Supplied material:
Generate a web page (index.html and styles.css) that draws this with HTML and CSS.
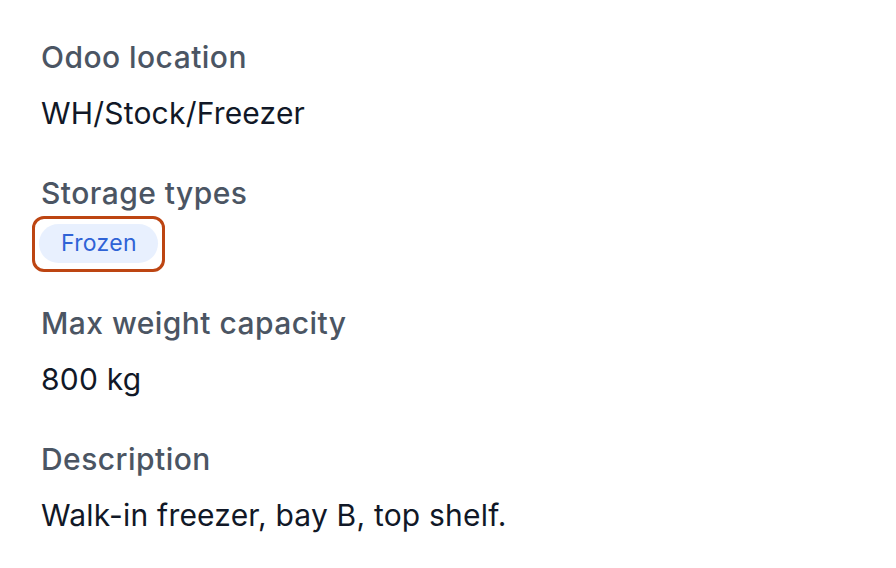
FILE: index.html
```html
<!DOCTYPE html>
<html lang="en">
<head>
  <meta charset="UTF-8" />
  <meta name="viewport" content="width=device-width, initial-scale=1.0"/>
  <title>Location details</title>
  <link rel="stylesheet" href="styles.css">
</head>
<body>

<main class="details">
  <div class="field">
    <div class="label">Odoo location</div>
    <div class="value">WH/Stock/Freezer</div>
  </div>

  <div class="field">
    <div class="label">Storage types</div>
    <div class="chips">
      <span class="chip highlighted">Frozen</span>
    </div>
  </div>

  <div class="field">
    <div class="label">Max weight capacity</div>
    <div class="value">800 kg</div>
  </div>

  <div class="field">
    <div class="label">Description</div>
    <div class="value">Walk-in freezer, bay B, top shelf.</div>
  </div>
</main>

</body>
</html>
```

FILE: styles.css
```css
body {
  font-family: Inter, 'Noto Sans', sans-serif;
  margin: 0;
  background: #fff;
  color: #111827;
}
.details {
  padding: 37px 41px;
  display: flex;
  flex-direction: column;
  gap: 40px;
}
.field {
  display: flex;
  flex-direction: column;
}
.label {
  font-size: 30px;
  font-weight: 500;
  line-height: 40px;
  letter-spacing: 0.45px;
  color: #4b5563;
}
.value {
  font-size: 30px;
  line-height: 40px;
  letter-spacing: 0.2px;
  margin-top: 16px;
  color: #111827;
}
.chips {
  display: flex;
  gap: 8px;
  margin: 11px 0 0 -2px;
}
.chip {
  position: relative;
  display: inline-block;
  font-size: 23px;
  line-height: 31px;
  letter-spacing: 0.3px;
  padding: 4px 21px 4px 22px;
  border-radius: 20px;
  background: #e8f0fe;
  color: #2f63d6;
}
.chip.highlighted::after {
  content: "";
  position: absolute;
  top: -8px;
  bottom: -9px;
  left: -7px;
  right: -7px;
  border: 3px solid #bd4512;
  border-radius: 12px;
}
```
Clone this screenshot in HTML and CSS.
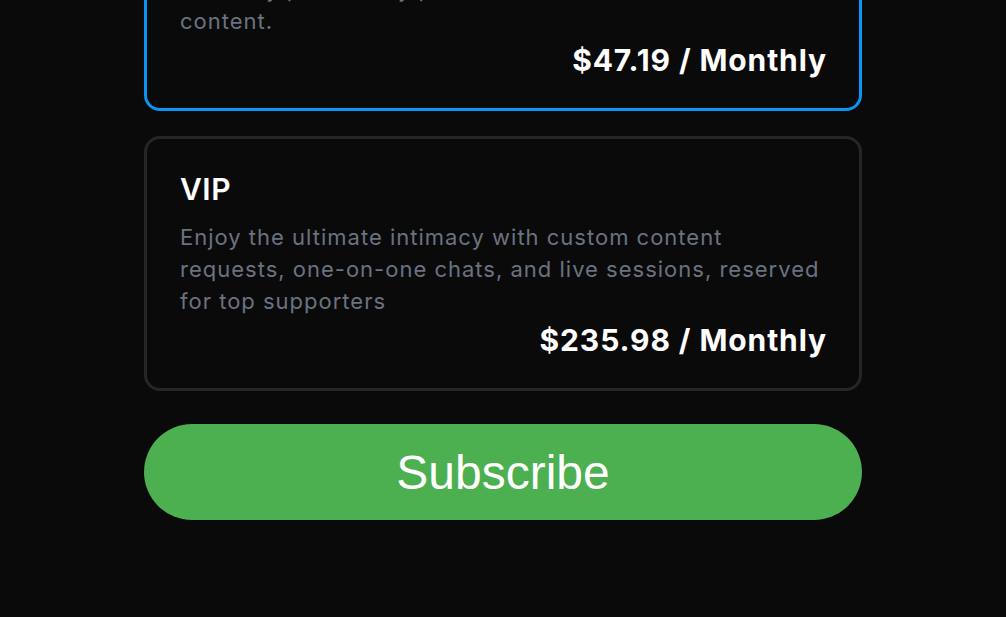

Exercise task:
Copy every line of the data word for word, omitting the images.

Written response:
Generate a web page (index.html and styles.css) that draws this with HTML and CSS.
FILE: index.html
```html
<!DOCTYPE html>
<html lang="en">
<head>
  <meta charset="UTF-8" />
  <meta name="viewport" content="width=device-width, initial-scale=1.0"/>
  <title>Location details</title>
  <link rel="stylesheet" href="styles.css">
</head>
<body>

<main class="details">
  <div class="field">
    <div class="label">Odoo location</div>
    <div class="value">WH/Stock/Freezer</div>
  </div>

  <div class="field">
    <div class="label">Storage types</div>
    <div class="chips">
      <span class="chip highlighted">Frozen</span>
    </div>
  </div>

  <div class="field">
    <div class="label">Max weight capacity</div>
    <div class="value">800 kg</div>
  </div>

  <div class="field">
    <div class="label">Description</div>
    <div class="value">Walk-in freezer, bay B, top shelf.</div>
  </div>
</main>

</body>
</html>
```

FILE: styles.css
```css
body {
  font-family: Inter, 'Noto Sans', sans-serif;
  margin: 0;
  background: #fff;
  color: #111827;
}
.details {
  padding: 37px 41px;
  display: flex;
  flex-direction: column;
  gap: 40px;
}
.field {
  display: flex;
  flex-direction: column;
}
.label {
  font-size: 30px;
  font-weight: 500;
  line-height: 40px;
  letter-spacing: 0.45px;
  color: #4b5563;
}
.value {
  font-size: 30px;
  line-height: 40px;
  letter-spacing: 0.2px;
  margin-top: 16px;
  color: #111827;
}
.chips {
  display: flex;
  gap: 8px;
  margin: 11px 0 0 -2px;
}
.chip {
  position: relative;
  display: inline-block;
  font-size: 23px;
  line-height: 31px;
  letter-spacing: 0.3px;
  padding: 4px 21px 4px 22px;
  border-radius: 20px;
  background: #e8f0fe;
  color: #2f63d6;
}
.chip.highlighted::after {
  content: "";
  position: absolute;
  top: -8px;
  bottom: -9px;
  left: -7px;
  right: -7px;
  border: 3px solid #bd4512;
  border-radius: 12px;
}
```
Clone this screenshot in HTML and CSS.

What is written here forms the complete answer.